━━━ DATA EXCERPT

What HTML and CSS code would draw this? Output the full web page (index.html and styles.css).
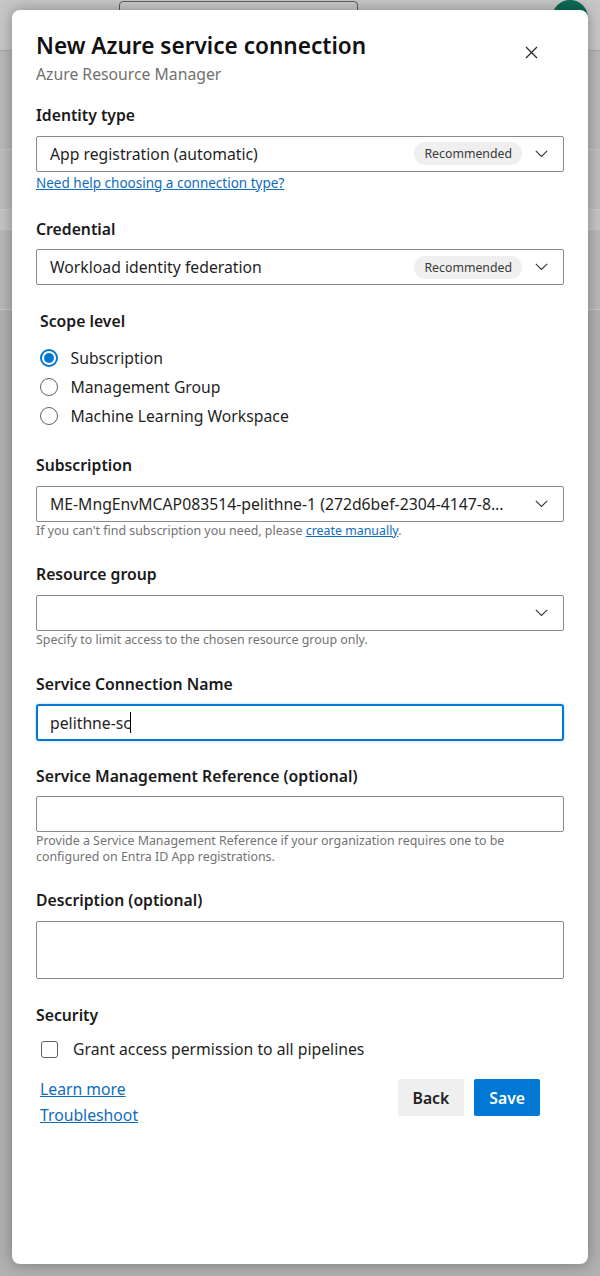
FILE: index.html
```html
<!DOCTYPE html>
<html lang="en">
<head>
<meta charset="utf-8">
<title>New Azure service connection</title>
<link rel="stylesheet" href="styles.css">
</head>
<body>
<div class="page">
  <header class="topbar">
    <div class="search"></div>
    <div class="avatar"></div>
  </header>
  <div class="bg-rows">
    <div class="bg-row row-a"></div>
    <div class="bg-row row-b"></div>
    <div class="bg-row row-c"></div>
    <div class="bg-row row-d"></div>
  </div>
</div>

<div class="overlay">
  <div class="dialog">
    <div class="dlg-head">
      <div class="titles">
        <h1 class="title">New Azure service connection</h1>
        <div class="subtitle">Azure Resource Manager</div>
      </div>
      <button class="close" aria-label="Close">
        <svg width="13" height="13" viewBox="0 0 13 13"><path d="M1 1 L12 12 M12 1 L1 12" stroke="#2b2b2b" stroke-width="1.3" fill="none"/></svg>
      </button>
    </div>

    <div class="field f-identity">
      <div class="label">Identity type</div>
      <div class="select">
        <span class="select-text">App registration (automatic)</span>
        <span class="badge">Recommended</span>
        <svg class="chev" viewBox="0 0 13 8"><path d="M0.8 0.8 L6.5 6.5 L12.2 0.8" stroke="#333" stroke-width="1.1" fill="none"/></svg>
      </div>
      <a class="link help-link" href="#">Need help choosing a connection type?</a>
    </div>

    <div class="field f-credential">
      <div class="label">Credential</div>
      <div class="select">
        <span class="select-text">Workload identity federation</span>
        <span class="badge">Recommended</span>
        <svg class="chev" viewBox="0 0 13 8"><path d="M0.8 0.8 L6.5 6.5 L12.2 0.8" stroke="#333" stroke-width="1.1" fill="none"/></svg>
      </div>
    </div>

    <div class="field f-scope">
      <div class="label">Scope level</div>
      <div class="radios">
        <div class="radio-row"><span class="radio checked"></span><span>Subscription</span></div>
        <div class="radio-row"><span class="radio"></span><span>Management Group</span></div>
        <div class="radio-row"><span class="radio"></span><span>Machine Learning Workspace</span></div>
      </div>
    </div>

    <div class="field f-sub">
      <div class="label">Subscription</div>
      <div class="select">
        <span class="select-text">ME-MngEnvMCAP083514-pelithne-1 (272d6bef-2304-4147-8...</span>
        <svg class="chev" viewBox="0 0 13 8"><path d="M0.8 0.8 L6.5 6.5 L12.2 0.8" stroke="#333" stroke-width="1.1" fill="none"/></svg>
      </div>
      <div class="help">If you can't find subscription you need, please <a class="link" href="#">create manually</a>.</div>
    </div>

    <div class="field f-rg">
      <div class="label">Resource group</div>
      <div class="select">
        <span class="select-text"></span>
        <svg class="chev" viewBox="0 0 13 8"><path d="M0.8 0.8 L6.5 6.5 L12.2 0.8" stroke="#333" stroke-width="1.1" fill="none"/></svg>
      </div>
      <div class="help">Specify to limit access to the chosen resource group only.</div>
    </div>

    <div class="field f-name">
      <div class="label">Service Connection Name</div>
      <div class="input focused"><span>pelithne-sc</span><span class="caret"></span></div>
    </div>

    <div class="field f-ref">
      <div class="label">Service Management Reference (optional)</div>
      <div class="input"></div>
      <div class="help">Provide a Service Management Reference if your organization requires one to be configured on Entra ID App registrations.</div>
    </div>

    <div class="field f-desc">
      <div class="label">Description (optional)</div>
      <div class="input textarea"></div>
    </div>

    <div class="field f-sec">
      <div class="label">Security</div>
      <div class="check-row"><span class="checkbox"></span><span>Grant access permission to all pipelines</span></div>
    </div>

    <div class="footer">
      <div class="footer-links">
        <a class="link" href="#">Learn more</a>
        <a class="link" href="#">Troubleshoot</a>
      </div>
      <div class="buttons">
        <button class="btn btn-back">Back</button>
        <button class="btn btn-save">Save</button>
      </div>
    </div>
  </div>
</div>
</body>
</html>
```

FILE: styles.css
```css
html, body {
  margin: 0;
  padding: 0;
}

body {
  width: 600px;
  height: 1276px;
  overflow: hidden;
  position: relative;
  background: #b0b0b0;
  font-family: "Noto Sans", "Open Sans", sans-serif;
  font-size: 15.75px;
  line-height: 22px;
  color: #1c1c1c;
}

/* ---------- dimmed page behind the dialog ---------- */
.topbar {
  height: 51px;
  background: #c6c6c6;
  border-bottom: 1px solid #a4a4a4;
  display: flex;
  align-items: flex-start;
  padding-left: 119px;
  box-sizing: border-box;
}

.search {
  width: 239px;
  height: 40px;
  margin-top: 1px;
  border: 1px solid #5c5c5c;
  border-radius: 4px;
  background: #c9c9c9;
  box-sizing: border-box;
}

.avatar {
  width: 36px;
  height: 36px;
  margin-left: auto;
  margin-right: 12px;
  margin-top: 0;
  border-radius: 50%;
  background: #0c6a58;
}

.bg-row {
  border-bottom: 1px solid #c8c8c8;
  background: #b8b8b8;
}
.row-a { height: 98px; }
.row-b { height: 59px; background: #bcbcbc; }
.row-c { height: 19px; background: #c3c3c3; }
.row-d { height: 79px; background: #b7b7b7; }

/* ---------- dialog ---------- */
.overlay {
  position: absolute;
  inset: 0;
  padding: 10px 12px 12px;
  display: flex;
  box-sizing: border-box;
}

.dialog {
  flex: 1;
  background: #fff;
  border-radius: 8px;
  box-shadow: 0 0 14px rgba(0, 0, 0, 0.32);
  padding: 21px 24px 0;
  display: flex;
  flex-direction: column;
  box-sizing: border-box;
}

.dlg-head {
  display: flex;
  align-items: flex-start;
}

.titles {
  flex: 1;
}

.title {
  margin: 0;
  font-size: 22.6px;
  line-height: 30px;
  font-weight: 600;
  color: #111;
}

.subtitle {
  margin-top: 2px;
  color: #707070;
}

.close {
  width: 32px;
  height: 32px;
  margin-top: 5px;
  margin-right: 17px;
  padding: 0;
  border: none;
  background: transparent;
  display: flex;
  align-items: center;
  justify-content: center;
}

.label {
  font-weight: 600;
  color: #1a1a1a;
  margin-bottom: 9.5px;
}

.field {
  display: flex;
  flex-direction: column;
  align-items: stretch;
}

.f-identity { margin-top: 19px; }
.f-credential { margin-top: 26px; }
.f-scope { margin-top: 25px; padding-left: 4px; }
.f-sub { margin-top: 27px; }
.f-rg { margin-top: 23.5px; }
.f-name { margin-top: 24px; }
.f-ref { margin-top: 23.5px; }
.f-desc { margin-top: 23.5px; }
.f-sec { margin-top: 25px; }

.select {
  height: 36px;
  border: 1px solid #8a8a8a;
  border-radius: 2px;
  display: flex;
  align-items: center;
  padding: 0 15px 0 13px;
  box-sizing: border-box;
  color: #1f1f1f;
}

.select-text {
  flex: 1;
  min-width: 0;
  white-space: nowrap;
  overflow: hidden;
  text-overflow: ellipsis;
}

.badge {
  flex: none;
  height: 23px;
  padding: 0 10px;
  border-radius: 12px;
  background: #efefef;
  color: #3a3a3a;
  font-size: 12.3px;
  line-height: 23px;
  margin-left: 8px;
}

.chev {
  flex: none;
  width: 13px;
  height: 8px;
  margin-left: 13px;
}

.link {
  color: #0f6cbd;
  text-decoration: underline;
}

.help-link {
  font-size: 13.5px;
  line-height: 17px;
  margin-top: 3px;
  align-self: flex-start;
}

.help {
  font-size: 12.4px;
  line-height: 16.5px;
  color: #737373;
  margin-top: 1.5px;
}

.f-ref .help { margin-top: 0.5px; }

/* radios */
.label + .radios { margin-top: 5.5px; }

.radios {
  display: flex;
  flex-direction: column;
  gap: 7px;
}

.radio-row {
  display: flex;
  align-items: center;
  gap: 12.5px;
  color: #1f1f1f;
}

.radio {
  flex: none;
  width: 18px;
  height: 18px;
  border: 1px solid #616161;
  border-radius: 50%;
  box-sizing: border-box;
}

.radio.checked {
  border: 2px solid #0078d4;
}

.radio.checked::after {
  content: "";
  display: block;
  width: 10px;
  height: 10px;
  margin: 2px;
  border-radius: 50%;
  background: #0078d4;
}

/* inputs */
.input {
  height: 36px;
  border: 1px solid #8a8a8a;
  border-radius: 2px;
  box-sizing: border-box;
  display: flex;
  align-items: center;
  padding-left: 13px;
  color: #1f1f1f;
}

.input.focused {
  height: 37px;
  border: 2px solid #0078d4;
  border-radius: 3px;
  padding-left: 12px;
  box-shadow: 0 0 3px rgba(0, 120, 212, 0.35);
}

.caret {
  display: inline-block;
  width: 1px;
  height: 21px;
  background: #000;
  margin-left: -1px;
}

.textarea {
  height: 58px;
}

/* checkbox */
.label + .check-row { margin-top: 3px; }

.check-row {
  display: flex;
  align-items: center;
  gap: 15px;
  padding-left: 5px;
  color: #1f1f1f;
}

.checkbox {
  flex: none;
  width: 17px;
  height: 17px;
  border: 1px solid #616161;
  border-radius: 3px;
  box-sizing: border-box;
}

/* footer */
.footer {
  margin-top: 16px;
  display: flex;
  justify-content: space-between;
  align-items: flex-start;
  padding: 0 24px 0 4px;
}

.footer-links {
  display: flex;
  flex-direction: column;
  line-height: 26px;
  align-items: flex-start;
}

.buttons {
  display: flex;
  gap: 10px;
  margin-top: 3px;
}

.btn {
  height: 37px;
  padding: 0 15px;
  border: none;
  border-radius: 2px;
  font-family: "Noto Sans", "Open Sans", sans-serif;
  font-size: 15.75px;
  font-weight: 600;
}

.btn-back {
  background: #efefef;
  color: #1f1f1f;
}

.btn-save {
  background: #0078d4;
  color: #fff;
}
```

━━━━━━

Pick out each line above that includes "styles" and show it.

SOLUTION TO THIS EXERCISE:
What HTML and CSS code would draw this? Output the full web page (index.html and styles.css).
<link rel="stylesheet" href="styles.css">
FILE: styles.css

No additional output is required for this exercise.